I like the way it gradually emerges, over the course of the song, what a horrible person the singer is. For obscure reasons, though, my favorite line in this song is “I’ve asked around, and everyone/agrees that you’re to blame.” Not sure why, but it tickles me.
“Sisyphus” (Tennessee Walt, 2021)
The last thing to come to me on this song was the title, which may be the best thing about it.
As I mentioned in the show (or plan to—the talk portions of a show don’t always go the way I expect them to), I was working on my blog essay on Billy Joe Shaver and happened to mention that Shaver’s “Because I Asked You To” is an example of a classic country-song subgenre, songs in which the singer promises to say, do or be whatever his lover wants him to. It occurred to me that I’d never written a song like that, so I thought I’d try to do so.

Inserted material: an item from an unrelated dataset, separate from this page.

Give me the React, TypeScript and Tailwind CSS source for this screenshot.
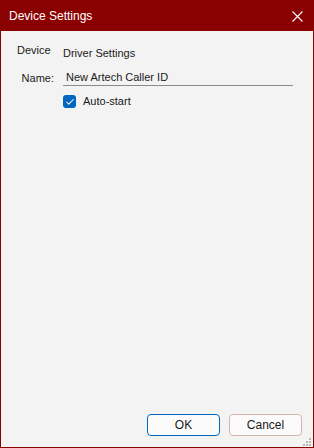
import { Check } from 'lucide-react'

function ResizeGrip() {
  // dotted triangle in the bottom-right corner
  const dots = [
    [6, 0],
    [3, 3],
    [6, 3],
    [0, 6],
    [3, 6],
    [6, 6],
  ]
  return (
    <svg width="8" height="8" viewBox="0 0 8 8" className="absolute right-[2px] bottom-[1px]">
      {dots.map(([x, y], i) => (
        <rect key={i} x={x} y={y} width="2" height="2" fill="#b8b8b8" />
      ))}
    </svg>
  )
}

export default function App() {
  return (
    <div className="w-[314px] h-[448px] flex flex-col border border-[#8b0000] font-['Liberation_Sans',sans-serif] text-[#1a1a1a] select-none">
      {/* Title bar */}
      <div className="h-[30px] bg-[#8b0000] flex items-center justify-between pl-[8px] pr-[10px] shrink-0">
        <span className="text-white text-[12px]">Device Settings</span>
        <svg width="11" height="11" viewBox="0 0 11 11">
          <path d="M0.5 0.5 L10.5 10.5 M10.5 0.5 L0.5 10.5" stroke="white" strokeWidth="1.1" />
        </svg>
      </div>

      {/* Body */}
      <div className="relative flex-1 flex flex-col bg-[#f3f3f3] text-[11px]">
        <div className="flex flex-col pt-[14px]">
          <div className="flex items-end h-[14px]">
            <span className="pl-[16px] w-[62px] relative -top-[1px]">Device</span>
            <span className="relative top-[2px]">Driver Settings</span>
          </div>

          <div className="flex items-center mt-[11px] h-[16px]">
            <span className="w-[62px] text-right pr-[9px]">Name:</span>
            <div className="w-[230px] h-[16px] border-b border-[#8a8a8a] pl-[3px] leading-[15px]">
              New Artech Caller ID
            </div>
          </div>

          <label className="flex items-center gap-[7px] mt-[8px] pl-[62px] h-[15px]">
            <span className="w-[13px] h-[13px] rounded-[3px] bg-[#0067c0] flex items-center justify-center">
              <Check size={10} strokeWidth={2.5} className="text-white" />
            </span>
            <span>Auto-start</span>
          </label>
        </div>

        <div className="flex-1" />

        {/* Buttons */}
        <div className="flex justify-end gap-[9px] pr-[11px] pb-[11px]">
          <button className="w-[73px] h-[22px] rounded-[4px] border border-[#0067c0] bg-[#fbfbfb] text-[12px] text-[#1a1a1a]">
            OK
          </button>
          <button className="w-[73px] h-[22px] rounded-[4px] border border-[#d4b4ac] bg-[#fbfbfb] text-[12px] text-[#1a1a1a]">
            Cancel
          </button>
        </div>

        <ResizeGrip />
      </div>
    </div>
  )
}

The next day, walking to the grocery store (a longish hike, good for writing), the central idea of the rock came to me. I had the first verse by Hazen Street, the second by Steinway Street and the third by 31st Street; the final one briefly stumped me—I wasn’t sure how I could top the third verse—but, after I’d run my errands downtown, I started home and found that the final verse had emerged into my subconscious. The song was done.
At that time, though, I thought it was called “Great Big Rock.” “Sisyphus” occurred to me only a week or so later, but it was worth the wait.